TASK DESCRIPTION =
The listing below should be printed exactly, every line of it. Skip the pictures.

* * * * * * * * *

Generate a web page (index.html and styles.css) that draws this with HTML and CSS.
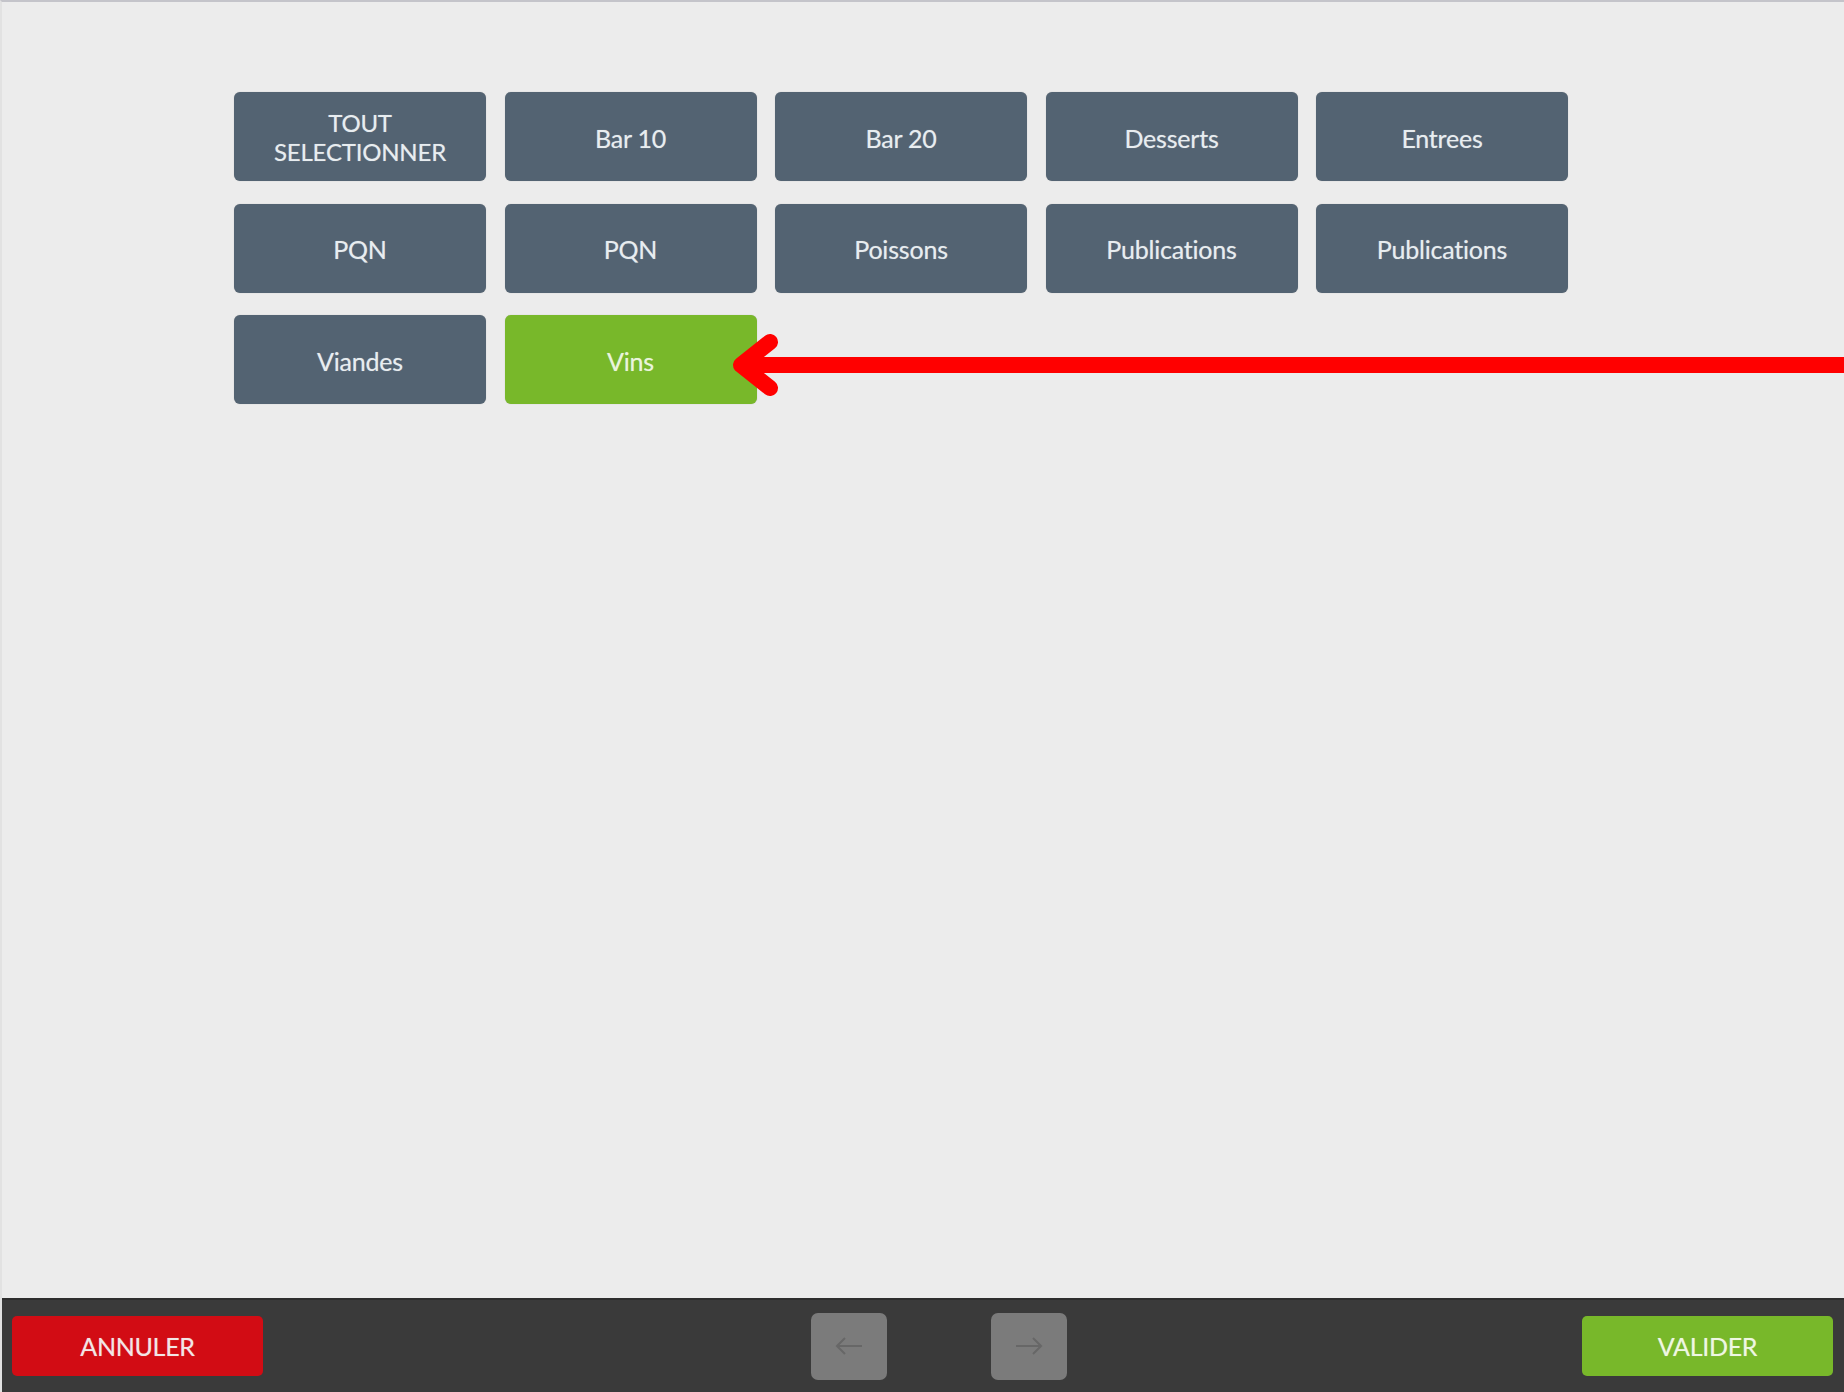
FILE: index.html
```html
<!DOCTYPE html>
<html lang="fr">
<head>
  <meta charset="UTF-8" />
  <meta name="viewport" content="width=device-width, initial-scale=1.0" />
  <title>Familles</title>
  <link rel="stylesheet" href="styles.css">
</head>
<body>
  <main class="content">
    <div class="family-grid">
      <div class="family all">TOUT<br>SELECTIONNER</div>
      <div class="family">Bar 10</div>
      <div class="family">Bar 20</div>
      <div class="family">Desserts</div>
      <div class="family">Entrees</div>
      <div class="family">PQN</div>
      <div class="family">PQN</div>
      <div class="family">Poissons</div>
      <div class="family">Publications</div>
      <div class="family">Publications</div>
      <div class="family">Viandes</div>
      <div class="family selected">Vins</div>
    </div>

    <svg class="pointer" viewBox="0 0 1130 80" xmlns="http://www.w3.org/2000/svg">
      <path d="M14 40 H1130" stroke="#ff0000" stroke-width="16" fill="none"/>
      <path d="M43 17 L14 40 L43 63" stroke="#ff0000" stroke-width="16" stroke-linecap="round" stroke-linejoin="round" fill="none"/>
    </svg>
  </main>

  <footer class="toolbar">
    <button class="action cancel">ANNULER</button>
    <div class="pager">
      <button class="page-btn">
        <svg viewBox="0 0 30 20" xmlns="http://www.w3.org/2000/svg">
          <path d="M28 10 H3 M11 2 L3 10 L11 18" stroke="#676767" stroke-width="2" fill="none"/>
        </svg>
      </button>
      <button class="page-btn">
        <svg viewBox="0 0 30 20" xmlns="http://www.w3.org/2000/svg">
          <path d="M2 10 H27 M19 2 L27 10 L19 18" stroke="#676767" stroke-width="2" fill="none"/>
        </svg>
      </button>
    </div>
    <button class="action confirm">VALIDER</button>
  </footer>
</body>
</html>
```

FILE: styles.css
```css
* {
  box-sizing: border-box;
}

body {
  margin: 0;
  height: 1392px;
  display: flex;
  flex-direction: column;
  font-family: 'Lato', 'Liberation Sans', sans-serif;
  background: #ececec;
  border-top: 2px solid #c4c4ca;
  border-left: 2px solid #e2e2e2;
  overflow: hidden;
}

.content {
  flex: 1;
  position: relative;
  padding: 90px 0 0 232px;
}

.family-grid {
  display: grid;
  grid-template-columns: repeat(5, 252px);
  grid-auto-rows: 89px;
  column-gap: 18.5px;
  row-gap: 22.5px;
}

.family {
  display: flex;
  align-items: center;
  justify-content: center;
  text-align: center;
  background: #536372;
  color: #e8edf0;
  border-radius: 6px;
  font-size: 25px;
  line-height: 30px;
  letter-spacing: -0.2px;
  padding-top: 2px;
  box-shadow: 0 0 1px rgba(0,0,0,0.25);
  text-shadow: 0 0 1px rgba(232,237,240,0.5);
}

/* two-line label needs a tighter box */
.family.all {
  font-size: 24px;
  line-height: 29px;
  padding-top: 0;
}

.family.selected {
  background: #78b82a;
  color: #eaf5dc;
}

.pointer {
  position: absolute;
  left: 725px;
  top: 323px;
  width: 1130px;
  height: 80px;
}

.toolbar {
  height: 94px;
  background: #3a3a3a;
  border-top: 2px solid #2e2e2e;
  display: flex;
  align-items: center;
  justify-content: space-between;
  padding: 0 11px 0 10px;
}

.action {
  width: 251px;
  height: 60px;
  border: none;
  border-radius: 5px;
  font-family: 'Lato', 'Liberation Sans', sans-serif;
  font-size: 25px;
  letter-spacing: -0.3px;
  color: #f2e6e6;
  text-shadow: 0 0 1px rgba(242,230,230,0.5);
}

.cancel {
  background: #d20c14;
}

.confirm {
  background: #78b82a;
  color: #eef7e2;
}

.pager {
  display: flex;
  gap: 104px;
  margin-left: 33px;
}

.page-btn {
  width: 76px;
  height: 67px;
  border: none;
  border-radius: 7px;
  background: #7b7b7b;
  display: flex;
  align-items: center;
  justify-content: center;
}

.page-btn svg {
  width: 30px;
  height: 20px;
}
```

* * * * * * * * *

SOLUTION FOR THIS EXERCISE =
Generate a web page (index.html and styles.css) that draws this with HTML and CSS.
FILE: index.html
```html
<!DOCTYPE html>
<html lang="fr">
<head>
  <meta charset="UTF-8" />
  <meta name="viewport" content="width=device-width, initial-scale=1.0" />
  <title>Familles</title>
  <link rel="stylesheet" href="styles.css">
</head>
<body>
  <main class="content">
    <div class="family-grid">
      <div class="family all">TOUT<br>SELECTIONNER</div>
      <div class="family">Bar 10</div>
      <div class="family">Bar 20</div>
      <div class="family">Desserts</div>
      <div class="family">Entrees</div>
      <div class="family">PQN</div>
      <div class="family">PQN</div>
      <div class="family">Poissons</div>
      <div class="family">Publications</div>
      <div class="family">Publications</div>
      <div class="family">Viandes</div>
      <div class="family selected">Vins</div>
    </div>

    <svg class="pointer" viewBox="0 0 1130 80" xmlns="http://www.w3.org/2000/svg">
      <path d="M14 40 H1130" stroke="#ff0000" stroke-width="16" fill="none"/>
      <path d="M43 17 L14 40 L43 63" stroke="#ff0000" stroke-width="16" stroke-linecap="round" stroke-linejoin="round" fill="none"/>
    </svg>
  </main>

  <footer class="toolbar">
    <button class="action cancel">ANNULER</button>
    <div class="pager">
      <button class="page-btn">
        <svg viewBox="0 0 30 20" xmlns="http://www.w3.org/2000/svg">
          <path d="M28 10 H3 M11 2 L3 10 L11 18" stroke="#676767" stroke-width="2" fill="none"/>
        </svg>
      </button>
      <button class="page-btn">
        <svg viewBox="0 0 30 20" xmlns="http://www.w3.org/2000/svg">
          <path d="M2 10 H27 M19 2 L27 10 L19 18" stroke="#676767" stroke-width="2" fill="none"/>
        </svg>
      </button>
    </div>
    <button class="action confirm">VALIDER</button>
  </footer>
</body>
</html>
```

FILE: styles.css
```css
* {
  box-sizing: border-box;
}

body {
  margin: 0;
  height: 1392px;
  display: flex;
  flex-direction: column;
  font-family: 'Lato', 'Liberation Sans', sans-serif;
  background: #ececec;
  border-top: 2px solid #c4c4ca;
  border-left: 2px solid #e2e2e2;
  overflow: hidden;
}

.content {
  flex: 1;
  position: relative;
  padding: 90px 0 0 232px;
}

.family-grid {
  display: grid;
  grid-template-columns: repeat(5, 252px);
  grid-auto-rows: 89px;
  column-gap: 18.5px;
  row-gap: 22.5px;
}

.family {
  display: flex;
  align-items: center;
  justify-content: center;
  text-align: center;
  background: #536372;
  color: #e8edf0;
  border-radius: 6px;
  font-size: 25px;
  line-height: 30px;
  letter-spacing: -0.2px;
  padding-top: 2px;
  box-shadow: 0 0 1px rgba(0,0,0,0.25);
  text-shadow: 0 0 1px rgba(232,237,240,0.5);
}

/* two-line label needs a tighter box */
.family.all {
  font-size: 24px;
  line-height: 29px;
  padding-top: 0;
}

.family.selected {
  background: #78b82a;
  color: #eaf5dc;
}

.pointer {
  position: absolute;
  left: 725px;
  top: 323px;
  width: 1130px;
  height: 80px;
}

.toolbar {
  height: 94px;
  background: #3a3a3a;
  border-top: 2px solid #2e2e2e;
  display: flex;
  align-items: center;
  justify-content: space-between;
  padding: 0 11px 0 10px;
}

.action {
  width: 251px;
  height: 60px;
  border: none;
  border-radius: 5px;
  font-family: 'Lato', 'Liberation Sans', sans-serif;
  font-size: 25px;
  letter-spacing: -0.3px;
  color: #f2e6e6;
  text-shadow: 0 0 1px rgba(242,230,230,0.5);
}

.cancel {
  background: #d20c14;
}

.confirm {
  background: #78b82a;
  color: #eef7e2;
}

.pager {
  display: flex;
  gap: 104px;
  margin-left: 33px;
}

.page-btn {
  width: 76px;
  height: 67px;
  border: none;
  border-radius: 7px;
  background: #7b7b7b;
  display: flex;
  align-items: center;
  justify-content: center;
}

.page-btn svg {
  width: 30px;
  height: 20px;
}
```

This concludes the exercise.